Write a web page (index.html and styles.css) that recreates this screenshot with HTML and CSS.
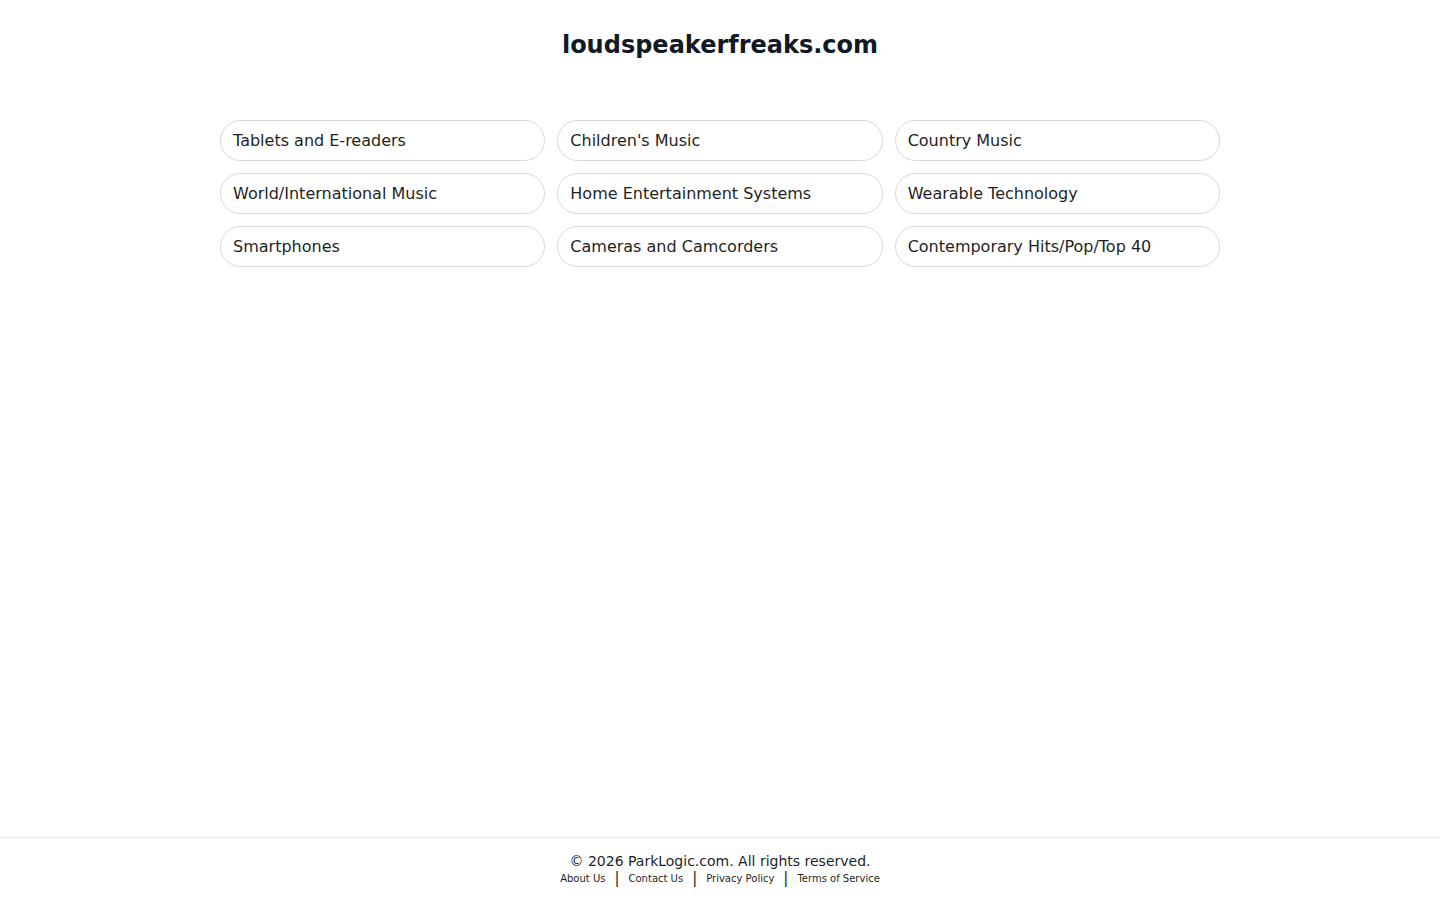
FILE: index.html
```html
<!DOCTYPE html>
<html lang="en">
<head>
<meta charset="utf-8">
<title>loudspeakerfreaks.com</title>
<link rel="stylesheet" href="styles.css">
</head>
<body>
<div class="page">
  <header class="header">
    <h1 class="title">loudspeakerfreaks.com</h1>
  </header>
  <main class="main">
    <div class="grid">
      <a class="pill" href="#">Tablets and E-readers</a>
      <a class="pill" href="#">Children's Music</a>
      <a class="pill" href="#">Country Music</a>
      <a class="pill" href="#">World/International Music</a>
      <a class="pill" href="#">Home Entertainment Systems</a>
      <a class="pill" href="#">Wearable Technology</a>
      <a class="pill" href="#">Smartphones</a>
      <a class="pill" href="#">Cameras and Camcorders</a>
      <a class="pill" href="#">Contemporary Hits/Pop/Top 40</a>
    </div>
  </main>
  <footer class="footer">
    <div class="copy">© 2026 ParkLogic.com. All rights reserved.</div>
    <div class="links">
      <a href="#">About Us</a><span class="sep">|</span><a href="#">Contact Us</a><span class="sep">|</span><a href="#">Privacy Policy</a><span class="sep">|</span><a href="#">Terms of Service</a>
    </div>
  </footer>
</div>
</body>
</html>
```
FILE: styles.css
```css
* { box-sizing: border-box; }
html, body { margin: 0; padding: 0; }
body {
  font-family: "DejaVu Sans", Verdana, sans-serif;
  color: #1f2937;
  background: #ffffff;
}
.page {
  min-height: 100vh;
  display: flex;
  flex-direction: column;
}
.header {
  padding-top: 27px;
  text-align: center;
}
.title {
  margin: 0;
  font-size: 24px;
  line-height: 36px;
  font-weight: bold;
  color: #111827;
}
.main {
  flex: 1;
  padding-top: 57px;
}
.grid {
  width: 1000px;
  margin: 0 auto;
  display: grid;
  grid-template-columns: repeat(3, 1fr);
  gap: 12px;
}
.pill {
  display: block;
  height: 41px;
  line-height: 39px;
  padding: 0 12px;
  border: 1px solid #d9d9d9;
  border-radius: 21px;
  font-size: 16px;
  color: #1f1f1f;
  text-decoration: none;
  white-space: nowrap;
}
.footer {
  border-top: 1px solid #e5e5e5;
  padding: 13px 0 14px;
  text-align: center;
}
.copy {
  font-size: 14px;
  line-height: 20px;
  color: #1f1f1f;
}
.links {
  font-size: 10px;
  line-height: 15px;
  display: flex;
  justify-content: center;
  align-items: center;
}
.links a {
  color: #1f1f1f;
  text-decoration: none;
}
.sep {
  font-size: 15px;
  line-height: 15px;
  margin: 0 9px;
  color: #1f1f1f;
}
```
◇ ◇ ◇
Restate the data above word for word. Do not include the images.

Write a web page (index.html and styles.css) that recreates this screenshot with HTML and CSS.
FILE: index.html
```html
<!DOCTYPE html>
<html lang="en">
<head>
<meta charset="utf-8">
<title>loudspeakerfreaks.com</title>
<link rel="stylesheet" href="styles.css">
</head>
<body>
<div class="page">
  <header class="header">
    <h1 class="title">loudspeakerfreaks.com</h1>
  </header>
  <main class="main">
    <div class="grid">
      <a class="pill" href="#">Tablets and E-readers</a>
      <a class="pill" href="#">Children's Music</a>
      <a class="pill" href="#">Country Music</a>
      <a class="pill" href="#">World/International Music</a>
      <a class="pill" href="#">Home Entertainment Systems</a>
      <a class="pill" href="#">Wearable Technology</a>
      <a class="pill" href="#">Smartphones</a>
      <a class="pill" href="#">Cameras and Camcorders</a>
      <a class="pill" href="#">Contemporary Hits/Pop/Top 40</a>
    </div>
  </main>
  <footer class="footer">
    <div class="copy">© 2026 ParkLogic.com. All rights reserved.</div>
    <div class="links">
      <a href="#">About Us</a><span class="sep">|</span><a href="#">Contact Us</a><span class="sep">|</span><a href="#">Privacy Policy</a><span class="sep">|</span><a href="#">Terms of Service</a>
    </div>
  </footer>
</div>
</body>
</html>
```
FILE: styles.css
```css
* { box-sizing: border-box; }
html, body { margin: 0; padding: 0; }
body {
  font-family: "DejaVu Sans", Verdana, sans-serif;
  color: #1f2937;
  background: #ffffff;
}
.page {
  min-height: 100vh;
  display: flex;
  flex-direction: column;
}
.header {
  padding-top: 27px;
  text-align: center;
}
.title {
  margin: 0;
  font-size: 24px;
  line-height: 36px;
  font-weight: bold;
  color: #111827;
}
.main {
  flex: 1;
  padding-top: 57px;
}
.grid {
  width: 1000px;
  margin: 0 auto;
  display: grid;
  grid-template-columns: repeat(3, 1fr);
  gap: 12px;
}
.pill {
  display: block;
  height: 41px;
  line-height: 39px;
  padding: 0 12px;
  border: 1px solid #d9d9d9;
  border-radius: 21px;
  font-size: 16px;
  color: #1f1f1f;
  text-decoration: none;
  white-space: nowrap;
}
.footer {
  border-top: 1px solid #e5e5e5;
  padding: 13px 0 14px;
  text-align: center;
}
.copy {
  font-size: 14px;
  line-height: 20px;
  color: #1f1f1f;
}
.links {
  font-size: 10px;
  line-height: 15px;
  display: flex;
  justify-content: center;
  align-items: center;
}
.links a {
  color: #1f1f1f;
  text-decoration: none;
}
.sep {
  font-size: 15px;
  line-height: 15px;
  margin: 0 9px;
  color: #1f1f1f;
}
```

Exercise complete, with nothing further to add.